ほぐし水

勝手にふるえてろのほぐし水のレビュー・感想・評価

勝手にふるえてろ(2017年製作の映画)
4.2
思い出は口から出て外気に触れた途端に、変質してまう。鮮やかな色もきらきら光る輪郭も失って、茶色く萎れてしまう。そういった、思い出(あるいは理想や妄想)と現実の「内」と「外」の乖離を表現するには、ミュージカルは本当に適している。この映画の、ミュージカルが始まるまでの流れは、痛々しいほどに綺麗だ。きっかけはヨシカの名前をイチが忘れていることが判明したところから始まる。

「イチくんって人のこと“きみ”って呼ぶ人?」

「あ〜…ごめん笑…名前なんだっけ?」

ああああああああああ、と思う。ヨシカはイチをずっと見ていたけど、イチはそうではない。イチにとってのヨシカは、名前も知らないモブであり、それはヨシカにとっての二の存在と重なる。だからこそヨシカは深く傷つく。二はヨシカが胸に赤いふせんをつけていただけで、ヨシカのことを見つけてくれたのに。ここからヨシカはあまりの「内」と「外」の乖離によって、正常さを失う。ヨシカの精神的なエラーを示すかのような電車の踏切の警告音に合わせるように、ヨシカは「この人の名前を私は知らない」と歌いはじめる。今までカメラに対して正面あるいはヨシカに目線を向けていた街の人々(ヨシカの妄想)は、一気に「モブ」化する。現実では誰もヨシカのことは見ていない。視野見すらもない。
この台詞で、この演出で、この松岡茉優の演技と歌でもって、この映画は小説だけでは表現しきれない部分を提示してくれたような気がする。誰かにとっての特別な存在でありたいのに、そうなれない。どれだけ社会と繋がっていても、生きることや生かすことを学ぶ中で感じる孤立感。私たちはちっぽけであり、なにか大事なことを達成するにはあまりに無力だと感じてしまう。でも、そんな中で、二のように自分を見つけてくれる人がいるのは本当に幸福なことなのかもしれない。最後に二のことを「霧島くん」と名前で呼ぶヨシカと、雨に濡れた二のシャツの水分を吸い取る赤いふせんが、少しだけ人生に対する期待を持たせてくれた。

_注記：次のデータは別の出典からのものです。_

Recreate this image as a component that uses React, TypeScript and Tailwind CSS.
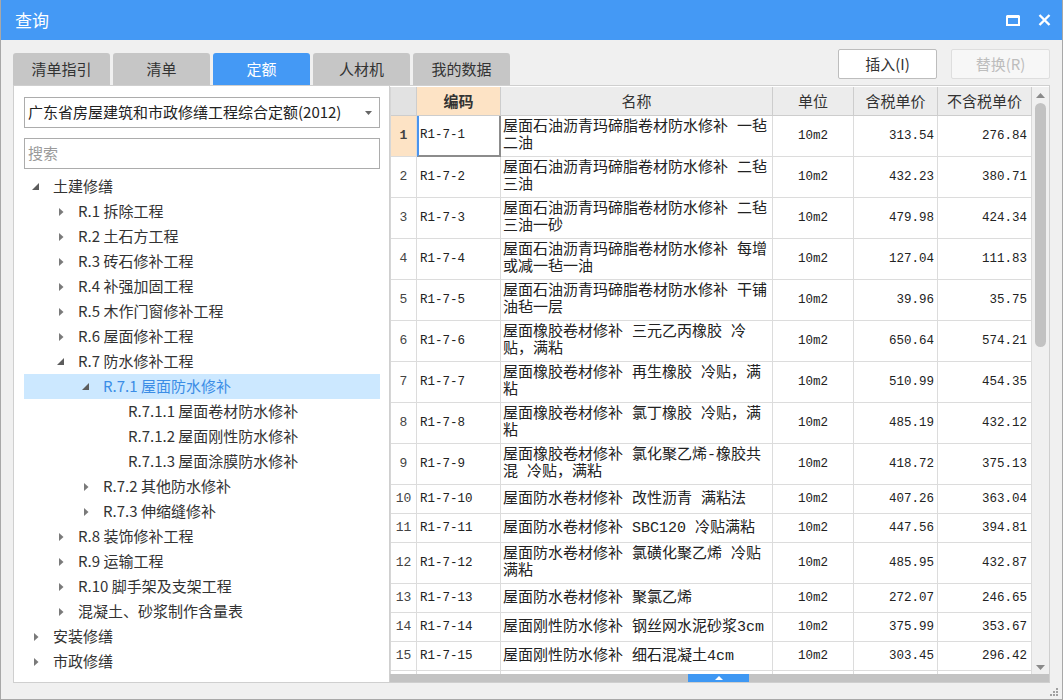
import React from 'react';
import clsx from 'clsx';

type TreeItem = { label: string; level: number; state: 'open' | 'closed' | 'leaf'; selected?: boolean };

const tree: TreeItem[] = [
    { label: '土建修缮', level: 0, state: 'open' },
    { label: 'R.1 拆除工程', level: 1, state: 'closed' },
    { label: 'R.2 土石方工程', level: 1, state: 'closed' },
    { label: 'R.3 砖石修补工程', level: 1, state: 'closed' },
    { label: 'R.4 补强加固工程', level: 1, state: 'closed' },
    { label: 'R.5 木作门窗修补工程', level: 1, state: 'closed' },
    { label: 'R.6 屋面修补工程', level: 1, state: 'closed' },
    { label: 'R.7 防水修补工程', level: 1, state: 'open' },
    { label: 'R.7.1 屋面防水修补', level: 2, state: 'open', selected: true },
    { label: 'R.7.1.1 屋面卷材防水修补', level: 3, state: 'leaf' },
    { label: 'R.7.1.2 屋面刚性防水修补', level: 3, state: 'leaf' },
    { label: 'R.7.1.3 屋面涂膜防水修补', level: 3, state: 'leaf' },
    { label: 'R.7.2 其他防水修补', level: 2, state: 'closed' },
    { label: 'R.7.3 伸缩缝修补', level: 2, state: 'closed' },
    { label: 'R.8 装饰修补工程', level: 1, state: 'closed' },
    { label: 'R.9 运输工程', level: 1, state: 'closed' },
    { label: 'R.10 脚手架及支架工程', level: 1, state: 'closed' },
    { label: '混凝土、砂浆制作含量表', level: 1, state: 'closed' },
    { label: '安装修缮', level: 0, state: 'closed' },
    { label: '市政修缮', level: 0, state: 'closed' },
];

const indent = ['pl-0', 'pl-[25px]', 'pl-[50px]', 'pl-[75px]'];

type Row = { n: number; code: string; name: string[]; a: string; b: string };

const S = '屋面石油沥青玛碲脂卷材防水修补';
const rows: Row[] = [
    { n: 1, code: 'R1-7-1', name: [S + ' 一毡', '二油'], a: '313.54', b: '276.84' },
    { n: 2, code: 'R1-7-2', name: [S + ' 二毡', '三油'], a: '432.23', b: '380.71' },
    { n: 3, code: 'R1-7-3', name: [S + ' 二毡', '三油一砂'], a: '479.98', b: '424.34' },
    { n: 4, code: 'R1-7-4', name: [S + ' 每增', '或减一毡一油'], a: '127.04', b: '111.83' },
    { n: 5, code: 'R1-7-5', name: [S + ' 干铺', '油毡一层'], a: '39.96', b: '35.75' },
    { n: 6, code: 'R1-7-6', name: ['屋面橡胶卷材修补 三元乙丙橡胶 冷', '贴，满粘'], a: '650.64', b: '574.21' },
    { n: 7, code: 'R1-7-7', name: ['屋面橡胶卷材修补 再生橡胶 冷贴，满', '粘'], a: '510.99', b: '454.35' },
    { n: 8, code: 'R1-7-8', name: ['屋面橡胶卷材修补 氯丁橡胶 冷贴，满', '粘'], a: '485.19', b: '432.12' },
    { n: 9, code: 'R1-7-9', name: ['屋面橡胶卷材修补 氯化聚乙烯-橡胶共', '混 冷贴，满粘'], a: '418.72', b: '375.13' },
    { n: 10, code: 'R1-7-10', name: ['屋面防水卷材修补 改性沥青 满粘法'], a: '407.26', b: '363.04' },
    { n: 11, code: 'R1-7-11', name: ['屋面防水卷材修补 SBC120 冷贴满粘'], a: '447.56', b: '394.81' },
    { n: 12, code: 'R1-7-12', name: ['屋面防水卷材修补 氯磺化聚乙烯 冷贴', '满粘'], a: '485.95', b: '432.87' },
    { n: 13, code: 'R1-7-13', name: ['屋面防水卷材修补 聚氯乙烯'], a: '272.07', b: '246.65' },
    { n: 14, code: 'R1-7-14', name: ['屋面刚性防水修补 钢丝网水泥砂浆3cm'], a: '375.99', b: '353.67' },
    { n: 15, code: 'R1-7-15', name: ['屋面刚性防水修补 细石混凝土4cm'], a: '303.45', b: '296.42' },
];

const tabs = ['清单指引', '清单', '定额', '人材机', '我的数据'];

const cols = 'grid grid-cols-[26px_84px_272px_81px_84px_94px]';
const cell = 'border-r border-b border-[#dcdcdc] flex items-center';
const mono = "font-['Liberation_Mono','Noto_Sans_CJK_SC',monospace]";

const TreeArrow = ({ state }: { state: TreeItem['state'] }) => {
    if (state === 'leaf') return null;
    if (state === 'open') {
        return (
            <svg width="8" height="7" viewBox="0 0 8 7" className="ml-[8px]">
                <polygon points="7,0 7,7 0,7" fill="#5c5c5c" />
            </svg>
        );
    }
    return (
        <svg width="5" height="8" viewBox="0 0 5 8" className="ml-[10px]">
            <polygon points="0,0 4.5,4 0,8" fill="#7a7a7a" />
        </svg>
    );
};

export default function App() {
    return (
        <div className="w-[1063px] h-[700px] overflow-hidden flex flex-col bg-[#f0f0f0] border-x border-b border-[#a8a8a8] font-['Noto_Sans_CJK_SC','Noto_Sans',sans-serif] text-[#333]">
            {/* title bar */}
            <div className="h-[40px] shrink-0 bg-[#4499f5] flex items-center justify-between pl-[15px] pr-[12px] -mx-px">
                <span className="text-[17px] text-white">查询</span>
                <div className="flex items-center gap-[18px]">
                    <svg width="14" height="11" viewBox="0 0 14 11">
                        <rect x="1" y="1.5" width="12" height="8.5" fill="none" stroke="#fff" strokeWidth="2" />
                        <rect x="1" y="0" width="12" height="3" fill="#fff" />
                    </svg>
                    <svg width="13" height="12" viewBox="0 0 13 12">
                        <path d="M1.5 1 L11.5 11 M11.5 1 L1.5 11" stroke="#fff" strokeWidth="2.4" />
                    </svg>
                </div>
            </div>

            {/* tabs + buttons */}
            <div className="h-[45px] shrink-0 flex justify-between pl-[12px] pr-[12px]">
                <div className="flex items-end gap-[3px]">
                    {tabs.map(t => (
                        <div
                            key={t}
                            className={clsx(
                                'w-[97px] h-[32px] rounded-t-[3px] flex items-center justify-center text-[15px]',
                                t === '定额' ? 'bg-[#4499f5] text-white' : 'bg-[#c6c6c6] text-[#333]'
                            )}
                        >
                            {t}
                        </div>
                    ))}
                </div>
                <div className="flex items-start gap-[14px] pt-[9px]">
                    <button className="w-[99px] h-[30px] bg-white border border-[#bdbdbd] rounded-[2px] text-[15px] text-[#333]">插入(I)</button>
                    <button className="w-[99px] h-[30px] bg-[#f7f7f7] border border-[#dedede] rounded-[2px] text-[15px] text-[#bdbdbd]">替换(R)</button>
                </div>
            </div>

            {/* main */}
            <div className="h-[598px] shrink-0 flex pl-[12px] pr-[12px]">
                {/* left tree panel */}
                <div className="w-[376px] shrink-0 bg-white border-t border-l border-b border-[#cfcfcf] pt-[11px] pl-[10px] pr-[9px] flex flex-col">
                    <div className="h-[31px] border border-[#acacac] flex items-center justify-between pl-[3px] pr-[7px]">
                        <span className="text-[15px] text-[#222] whitespace-nowrap">广东省房屋建筑和市政修缮工程综合定额(2012)</span>
                        <svg width="7" height="4" viewBox="0 0 7 4">
                            <polygon points="0,0 7,0 3.5,4" fill="#666" />
                        </svg>
                    </div>
                    <div className="h-[31px] mt-[10px] border border-[#acacac] flex items-center pl-[3px]">
                        <span className="text-[15px] text-[#9a9a9a]">搜索</span>
                    </div>
                    <div className="mt-[5px] flex flex-col">
                        {tree.map(item => (
                            <div
                                key={item.label}
                                className={clsx('h-[25px] flex items-center', indent[item.level], item.selected && 'bg-[#cce8ff]')}
                            >
                                <div className="w-[29px] shrink-0 flex items-center">
                                    <TreeArrow state={item.state} />
                                </div>
                                <span className={clsx('text-[15px] whitespace-nowrap', item.selected ? 'text-[#3b8de6]' : 'text-[#333]')}>
                                    {item.label}
                                </span>
                            </div>
                        ))}
                    </div>
                </div>

                {/* right grid panel */}
                <div className="flex-1 flex flex-col bg-white border border-[#cfcfcf]">
                    <div className="flex-1 flex overflow-hidden pt-px">
                        <div className="w-[642px] shrink-0 border-l border-[#d6d6d6] flex flex-col overflow-hidden">
                            {/* header */}
                            <div className={clsx(cols, 'h-[29px] shrink-0 text-[15px] text-[#333]')}>
                                <div className="bg-[#e2e2e2] border-r border-b border-[#cdcdcd]" />
                                <div className="bg-[#fde3c5] border-r border-b border-[#cdcdcd] flex items-center justify-center font-bold">编码</div>
                                <div className="bg-[#ececec] border-r border-b border-[#cdcdcd] flex items-center justify-center">名称</div>
                                <div className="bg-[#ececec] border-r border-b border-[#cdcdcd] flex items-center justify-center">单位</div>
                                <div className="bg-[#ececec] border-r border-b border-[#cdcdcd] flex items-center justify-center">含税单价</div>
                                <div className="bg-[#ececec] border-r border-b border-[#cdcdcd] flex items-center justify-center">不含税单价</div>
                            </div>
                            {/* body */}
                            {rows.map(r => {
                                const first = r.n === 1;
                                return (
                                    <div key={r.n} className={clsx(cols, 'shrink-0', r.name.length > 1 ? 'h-[41px]' : 'h-[29px]')}>
                                        <div className={clsx(cell, mono, 'justify-center text-[13px] text-[#444]', first && 'bg-[#fde3c5] font-bold text-[#222]')}>
                                            {r.n}
                                        </div>
                                        <div
                                            className={clsx(
                                                cell,
                                                mono,
                                                'text-[12.5px] text-[#222]',
                                                first ? 'border-l-2 border-l-[#4a94ee] border-r-2 border-b-2 border-r-[#8c8c8c] border-b-[#8c8c8c] pl-[1px]' : 'pl-[3px]'
                                            )}
                                        >
                                            {r.code}
                                        </div>
                                        <div className={clsx(cell, 'pl-[2px] overflow-hidden')}>
                                            <div className={clsx(mono, 'text-[15px] leading-[17px] text-[#222] whitespace-nowrap')}>
                                                {r.name.map((l, i) => (
                                                    <div key={i}>{l}</div>
                                                ))}
                                            </div>
                                        </div>
                                        <div className={clsx(cell, mono, 'justify-center text-[12.5px] text-[#222]')}>10m2</div>
                                        <div className={clsx(cell, mono, 'justify-end pr-[3px] text-[12.5px] text-[#222]')}>{r.a}</div>
                                        <div className={clsx(cell, mono, 'justify-end pr-[4px] text-[12.5px] text-[#222]')}>{r.b}</div>
                                    </div>
                                );
                            })}
                            {/* next row, mostly scrolled out of view */}
                            <div className={clsx(cols, 'h-[29px] shrink-0')}>
                                <div className={cell} />
                                <div className={cell} />
                                <div className={cell} />
                                <div className={cell} />
                                <div className={cell} />
                                <div className={cell} />
                            </div>
                        </div>
                        {/* vertical scrollbar */}
                        <div className="flex-1 bg-[#f0f0f0] flex flex-col items-center pt-[6px] pb-[4px]">
                            <svg width="9" height="5" viewBox="0 0 9 5">
                                <polygon points="0,5 9,5 4.5,0" fill="#8a8a8a" />
                            </svg>
                            <div className="w-[11px] h-[244px] mt-[5px] rounded-full bg-[#c2c2c2]" />
                            <div className="flex-1" />
                            <svg width="9" height="5" viewBox="0 0 9 5">
                                <polygon points="0,0 9,0 4.5,5" fill="#8a8a8a" />
                            </svg>
                        </div>
                    </div>
                    {/* horizontal bar */}
                    <div className="h-[8px] shrink-0 bg-[#c3c3c3] flex pl-[298px]">
                        <div className="w-[61px] h-full bg-[#3f98f3] flex items-center justify-center">
                            <svg width="8" height="4" viewBox="0 0 8 4">
                                <polygon points="0,4 8,4 4,0" fill="#fff" />
                            </svg>
                        </div>
                    </div>
                </div>
            </div>

            {/* bottom strip with resize grip */}
            <div className="flex-1 flex justify-end items-start pr-[3px] pt-[4px]">
                <svg width="10" height="10" viewBox="0 0 10 10">
                    <rect x="7" y="1" width="2" height="2" fill="#a0a0a0" />
                    <rect x="4" y="4" width="2" height="2" fill="#a0a0a0" />
                    <rect x="7" y="4" width="2" height="2" fill="#a0a0a0" />
                    <rect x="1" y="7" width="2" height="2" fill="#a0a0a0" />
                    <rect x="4" y="7" width="2" height="2" fill="#a0a0a0" />
                    <rect x="7" y="7" width="2" height="2" fill="#a0a0a0" />
                </svg>
            </div>
        </div>
    );
}
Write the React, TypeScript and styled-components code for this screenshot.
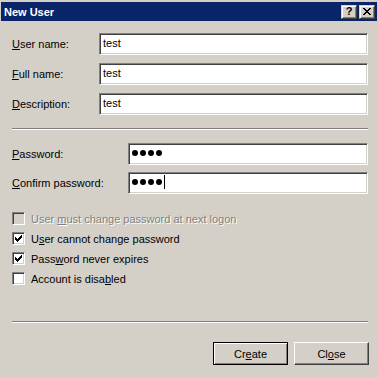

あとは、イチが黒板いっぱいに「僕は忘れ物をしません」書いて、ヨシカに言われてその中の1つだけ「僕は忘れ物をします」と書くシーン。私なら文字数でバレちゃう可能性が高まるから「僕は忘れ物をしますん」って書きなよってたぶん言ってしまう気がして、そういう思考だから私の人生にはこういう可愛い思い出が少ないんだな?って気づいた。